Maria Firmina dos Reis
Maria Firmina dos Reis nasceu em São Luís do Maranhão, em 11 de outubro de 1825, “filha natural” da escrava alforriada Leonor Felippa dos Reis, tendo como avó a também escrava alforriada Engrácia Romana da Paixão. Em 1847, é aprovada em concurso público para a Cadeira de Instrução Primária na vila de São José de Guimarães, no município de Viamão, situado no continente e separado da capital pela baía de São Marcos. Segundo Morais Filho, ao se aposentar, no início da década de 1880, a autora funda, na localidade de Maçaricó, a primeira escola mista e gratuita do Maranhão e uma das primeiras do país. O feito causou grande repercussão na época e por isso foi a professora obrigada a suspender as atividades depois de dois anos e meio. A professora foi presença constante na imprensa local, publicando poesia, ficção, crônicas e até enigmas e charadas. Além disso, teve participação relevante como cidadã e intelectual ao longo dos noventa e dois anos de uma vida dedicada a ler, escrever, pesquisar e ensinar. Atuou como folclorista, na recolha e preservação de textos da cultura e da literatura oral e também como compositora, sendo responsável, inclusive, pela composição de um hino em louvor à abolição da escravatura. Firmina é autora de Úrsula, publicado em 1859. Livro revolucionário para o seu tempo, figura como o primeiro romance abolicionista de autoria feminina da língua portuguesa. Defensora da abolição, em 1887 publica na imprensa o conto “A escrava”, texto abolicionista empenhado em se inserir como peça retórica no debate então vivido no país em torno da abolição do regime servil. Maria Firmina dos Reis faleceu aos noventa e dois anos, em 11 de novembro de 1917, pobre e cega, no município de Guimarães.
Lélia Gonzalez
Lélia dedicou sua vida à luta das mulheres negras no Brasil e é considerada atualmente um dos grandes nomes do movimento negro no país. Graduada em história e filosofia, lecionou na rede pública de ensino e deu aula de Antropologia e Cultura Popular Brasileira na PUC-RJ. Lélia fez parte do Instituto de Pesquisa das culturas negras (IPCN-RJ), do Movimento Negro Unificado (MNU) e do Nzinga Coletivo de Mulheres Negras. É autora das obras Festas populares no Brasil, premiado na feira de Frankfurt, e Lugar de negro. Criou o conceito de Amefricanidade, que trata da questão fundante da América e do Caribe a partir da África.
Sueli Carneiro
Doutora em filosofia pela USP, foi a única negra no curso de graduação da Universidade, na década de 1970. Atualmente, Sueli é uma das mais importantes pesquisadoras sobre feminismo negro do país. Seu nome e história foram relacionados à formulação da política de cotas e à lei antirracismo.

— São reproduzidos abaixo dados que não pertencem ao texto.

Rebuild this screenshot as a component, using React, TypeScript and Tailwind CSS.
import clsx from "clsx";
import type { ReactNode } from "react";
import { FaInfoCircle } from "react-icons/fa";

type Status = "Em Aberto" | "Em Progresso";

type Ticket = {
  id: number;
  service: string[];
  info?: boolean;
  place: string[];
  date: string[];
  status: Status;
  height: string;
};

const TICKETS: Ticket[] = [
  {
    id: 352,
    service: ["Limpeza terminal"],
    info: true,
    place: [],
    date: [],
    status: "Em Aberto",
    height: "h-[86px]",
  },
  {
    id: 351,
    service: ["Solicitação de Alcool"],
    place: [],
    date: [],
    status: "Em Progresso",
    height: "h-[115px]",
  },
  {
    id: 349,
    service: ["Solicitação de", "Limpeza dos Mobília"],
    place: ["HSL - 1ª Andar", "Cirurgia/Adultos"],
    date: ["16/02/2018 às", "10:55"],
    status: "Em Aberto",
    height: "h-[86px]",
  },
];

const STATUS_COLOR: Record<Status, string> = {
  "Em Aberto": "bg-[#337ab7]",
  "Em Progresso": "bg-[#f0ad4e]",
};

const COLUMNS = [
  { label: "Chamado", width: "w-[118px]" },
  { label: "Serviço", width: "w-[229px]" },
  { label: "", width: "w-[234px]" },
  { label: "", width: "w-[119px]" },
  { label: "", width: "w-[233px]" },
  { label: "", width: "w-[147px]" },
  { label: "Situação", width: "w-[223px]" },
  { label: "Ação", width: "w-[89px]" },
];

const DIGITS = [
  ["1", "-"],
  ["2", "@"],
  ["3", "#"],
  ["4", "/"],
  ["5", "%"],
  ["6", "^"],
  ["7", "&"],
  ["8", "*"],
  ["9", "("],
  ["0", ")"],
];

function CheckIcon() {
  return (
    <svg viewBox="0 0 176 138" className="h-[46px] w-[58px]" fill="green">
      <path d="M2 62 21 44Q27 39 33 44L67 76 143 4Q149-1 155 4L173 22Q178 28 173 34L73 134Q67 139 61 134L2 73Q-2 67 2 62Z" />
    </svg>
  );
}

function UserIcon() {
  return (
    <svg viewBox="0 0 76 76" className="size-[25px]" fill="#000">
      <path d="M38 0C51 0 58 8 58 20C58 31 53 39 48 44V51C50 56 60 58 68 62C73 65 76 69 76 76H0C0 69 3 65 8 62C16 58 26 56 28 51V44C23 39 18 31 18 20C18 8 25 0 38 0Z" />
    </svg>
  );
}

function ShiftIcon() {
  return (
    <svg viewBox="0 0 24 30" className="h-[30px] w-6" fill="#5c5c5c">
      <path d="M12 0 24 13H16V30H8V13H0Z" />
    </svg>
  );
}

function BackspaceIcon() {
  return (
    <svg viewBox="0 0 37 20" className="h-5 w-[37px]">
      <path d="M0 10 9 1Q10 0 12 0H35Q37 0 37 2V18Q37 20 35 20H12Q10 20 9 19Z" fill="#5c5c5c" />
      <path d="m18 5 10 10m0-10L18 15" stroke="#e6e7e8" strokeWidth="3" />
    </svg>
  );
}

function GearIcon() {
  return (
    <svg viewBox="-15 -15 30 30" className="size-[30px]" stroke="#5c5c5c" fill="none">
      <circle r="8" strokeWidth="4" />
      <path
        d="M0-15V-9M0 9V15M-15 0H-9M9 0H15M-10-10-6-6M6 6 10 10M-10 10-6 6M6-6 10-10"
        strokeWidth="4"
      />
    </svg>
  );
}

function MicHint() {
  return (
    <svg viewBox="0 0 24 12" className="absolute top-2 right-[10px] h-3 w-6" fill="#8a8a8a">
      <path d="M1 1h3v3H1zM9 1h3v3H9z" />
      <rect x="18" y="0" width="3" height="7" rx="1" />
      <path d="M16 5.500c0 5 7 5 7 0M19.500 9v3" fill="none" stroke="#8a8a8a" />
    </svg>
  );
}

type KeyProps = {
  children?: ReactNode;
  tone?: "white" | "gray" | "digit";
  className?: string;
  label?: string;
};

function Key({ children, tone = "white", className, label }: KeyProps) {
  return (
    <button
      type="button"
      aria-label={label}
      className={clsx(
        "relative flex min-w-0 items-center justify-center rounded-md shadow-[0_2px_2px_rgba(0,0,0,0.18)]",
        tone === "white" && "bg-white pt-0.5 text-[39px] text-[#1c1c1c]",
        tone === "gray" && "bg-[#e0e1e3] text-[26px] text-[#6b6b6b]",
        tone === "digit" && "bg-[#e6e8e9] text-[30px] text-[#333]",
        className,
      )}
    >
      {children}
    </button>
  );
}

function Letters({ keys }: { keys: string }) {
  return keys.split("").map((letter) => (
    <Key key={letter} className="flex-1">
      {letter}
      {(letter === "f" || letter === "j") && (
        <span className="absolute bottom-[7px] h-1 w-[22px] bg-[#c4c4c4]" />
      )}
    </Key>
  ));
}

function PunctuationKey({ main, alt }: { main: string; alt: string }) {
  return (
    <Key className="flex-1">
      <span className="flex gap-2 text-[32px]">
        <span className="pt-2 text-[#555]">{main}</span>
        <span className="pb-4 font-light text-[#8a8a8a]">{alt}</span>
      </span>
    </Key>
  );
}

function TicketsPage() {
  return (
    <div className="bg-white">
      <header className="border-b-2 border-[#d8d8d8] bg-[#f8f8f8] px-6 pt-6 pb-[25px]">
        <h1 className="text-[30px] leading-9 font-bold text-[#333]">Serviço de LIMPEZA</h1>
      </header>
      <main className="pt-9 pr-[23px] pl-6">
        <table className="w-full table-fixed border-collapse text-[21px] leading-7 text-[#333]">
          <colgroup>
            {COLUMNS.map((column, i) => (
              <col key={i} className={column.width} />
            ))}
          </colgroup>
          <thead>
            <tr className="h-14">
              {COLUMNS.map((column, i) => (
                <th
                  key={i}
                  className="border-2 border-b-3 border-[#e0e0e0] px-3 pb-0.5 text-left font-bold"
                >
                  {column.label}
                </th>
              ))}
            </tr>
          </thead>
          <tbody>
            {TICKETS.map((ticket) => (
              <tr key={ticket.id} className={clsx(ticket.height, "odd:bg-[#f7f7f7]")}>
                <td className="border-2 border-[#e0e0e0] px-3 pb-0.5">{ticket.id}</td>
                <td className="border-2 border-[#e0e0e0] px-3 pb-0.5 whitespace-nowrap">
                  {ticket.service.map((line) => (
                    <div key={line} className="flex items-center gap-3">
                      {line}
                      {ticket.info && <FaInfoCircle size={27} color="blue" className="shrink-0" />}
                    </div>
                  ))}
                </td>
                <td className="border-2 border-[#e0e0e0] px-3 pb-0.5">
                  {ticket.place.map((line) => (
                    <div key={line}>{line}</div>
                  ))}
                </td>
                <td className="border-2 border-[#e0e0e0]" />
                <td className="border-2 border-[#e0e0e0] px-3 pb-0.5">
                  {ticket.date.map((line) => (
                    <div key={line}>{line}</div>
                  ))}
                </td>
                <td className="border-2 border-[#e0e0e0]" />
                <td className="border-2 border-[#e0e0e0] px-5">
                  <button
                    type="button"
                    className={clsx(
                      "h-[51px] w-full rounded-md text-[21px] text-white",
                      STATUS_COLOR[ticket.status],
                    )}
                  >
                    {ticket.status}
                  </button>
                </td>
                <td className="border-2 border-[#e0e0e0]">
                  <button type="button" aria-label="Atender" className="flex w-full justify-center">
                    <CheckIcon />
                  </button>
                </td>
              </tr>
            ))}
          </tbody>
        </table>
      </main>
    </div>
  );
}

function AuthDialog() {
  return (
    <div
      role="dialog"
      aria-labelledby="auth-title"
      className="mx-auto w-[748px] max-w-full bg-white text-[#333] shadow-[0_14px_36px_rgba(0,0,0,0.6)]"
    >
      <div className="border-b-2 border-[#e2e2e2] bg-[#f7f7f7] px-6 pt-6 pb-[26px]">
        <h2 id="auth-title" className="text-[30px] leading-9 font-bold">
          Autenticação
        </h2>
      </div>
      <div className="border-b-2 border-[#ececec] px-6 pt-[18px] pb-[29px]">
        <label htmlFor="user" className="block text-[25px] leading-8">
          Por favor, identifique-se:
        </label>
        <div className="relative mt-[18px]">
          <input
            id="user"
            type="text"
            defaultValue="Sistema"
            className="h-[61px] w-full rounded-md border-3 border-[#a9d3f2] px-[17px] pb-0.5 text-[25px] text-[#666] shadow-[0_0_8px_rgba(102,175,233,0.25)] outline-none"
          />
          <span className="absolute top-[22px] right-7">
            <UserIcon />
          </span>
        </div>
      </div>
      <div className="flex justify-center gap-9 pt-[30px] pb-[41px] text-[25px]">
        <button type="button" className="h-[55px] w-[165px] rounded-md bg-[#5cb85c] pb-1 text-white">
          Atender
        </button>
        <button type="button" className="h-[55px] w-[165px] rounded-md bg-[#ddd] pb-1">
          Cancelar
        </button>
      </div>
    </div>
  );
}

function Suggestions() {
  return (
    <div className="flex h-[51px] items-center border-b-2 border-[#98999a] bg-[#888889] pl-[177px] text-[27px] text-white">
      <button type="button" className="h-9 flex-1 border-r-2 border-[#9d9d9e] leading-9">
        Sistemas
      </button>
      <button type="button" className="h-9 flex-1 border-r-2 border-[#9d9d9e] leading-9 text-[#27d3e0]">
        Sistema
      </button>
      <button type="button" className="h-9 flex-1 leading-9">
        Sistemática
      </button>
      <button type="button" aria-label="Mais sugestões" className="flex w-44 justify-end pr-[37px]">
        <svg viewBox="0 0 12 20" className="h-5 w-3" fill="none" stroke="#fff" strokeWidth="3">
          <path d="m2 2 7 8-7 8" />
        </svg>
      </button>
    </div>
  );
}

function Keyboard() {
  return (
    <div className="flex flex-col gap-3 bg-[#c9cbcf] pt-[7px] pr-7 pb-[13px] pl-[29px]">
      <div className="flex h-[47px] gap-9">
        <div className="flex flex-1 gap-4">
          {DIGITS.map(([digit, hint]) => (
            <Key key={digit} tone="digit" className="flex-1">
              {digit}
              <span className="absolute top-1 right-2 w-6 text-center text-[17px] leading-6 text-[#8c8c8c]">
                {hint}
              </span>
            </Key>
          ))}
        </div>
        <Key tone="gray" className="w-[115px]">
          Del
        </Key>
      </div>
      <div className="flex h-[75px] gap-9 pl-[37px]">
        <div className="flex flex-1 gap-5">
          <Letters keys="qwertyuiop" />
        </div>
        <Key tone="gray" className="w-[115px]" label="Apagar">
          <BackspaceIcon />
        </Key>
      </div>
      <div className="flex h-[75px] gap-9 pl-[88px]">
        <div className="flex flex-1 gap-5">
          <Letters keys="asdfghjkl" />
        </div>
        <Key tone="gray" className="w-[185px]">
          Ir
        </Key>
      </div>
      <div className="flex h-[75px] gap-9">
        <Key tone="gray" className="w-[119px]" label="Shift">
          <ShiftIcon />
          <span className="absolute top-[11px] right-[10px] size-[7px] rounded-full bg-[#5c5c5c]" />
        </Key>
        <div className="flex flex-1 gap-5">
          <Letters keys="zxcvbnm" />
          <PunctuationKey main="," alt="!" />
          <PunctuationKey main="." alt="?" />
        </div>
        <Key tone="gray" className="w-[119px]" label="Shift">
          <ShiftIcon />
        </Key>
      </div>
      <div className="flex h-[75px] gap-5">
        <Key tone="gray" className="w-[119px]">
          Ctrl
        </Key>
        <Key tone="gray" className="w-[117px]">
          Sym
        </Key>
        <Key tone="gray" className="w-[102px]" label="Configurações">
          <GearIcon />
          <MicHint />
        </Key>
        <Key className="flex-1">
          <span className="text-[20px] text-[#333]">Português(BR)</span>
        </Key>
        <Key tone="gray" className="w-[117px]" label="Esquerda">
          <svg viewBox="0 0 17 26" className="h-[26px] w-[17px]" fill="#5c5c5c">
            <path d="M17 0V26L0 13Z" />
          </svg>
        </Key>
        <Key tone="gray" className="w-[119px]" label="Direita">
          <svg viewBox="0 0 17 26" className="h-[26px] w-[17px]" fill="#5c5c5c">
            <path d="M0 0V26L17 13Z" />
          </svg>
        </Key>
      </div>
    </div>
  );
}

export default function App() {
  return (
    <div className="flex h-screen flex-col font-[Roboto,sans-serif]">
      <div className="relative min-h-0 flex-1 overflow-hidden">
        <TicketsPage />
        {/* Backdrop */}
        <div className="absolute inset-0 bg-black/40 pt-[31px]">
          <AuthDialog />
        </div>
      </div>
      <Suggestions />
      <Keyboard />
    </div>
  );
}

Fundadora do Geledés – Instituto da Mulher Negra, uma das maiores organizações políticas de mulheres negras contra o racismo e sexismo, além disso fornece assistência jurídica gratuita a vítimas de discriminação racial e violência sexual. É ganhadora dos prêmios Benedito Galvão, Prêmio Direitos Humanos da República Francesa e Prêmio Bertha Lutz.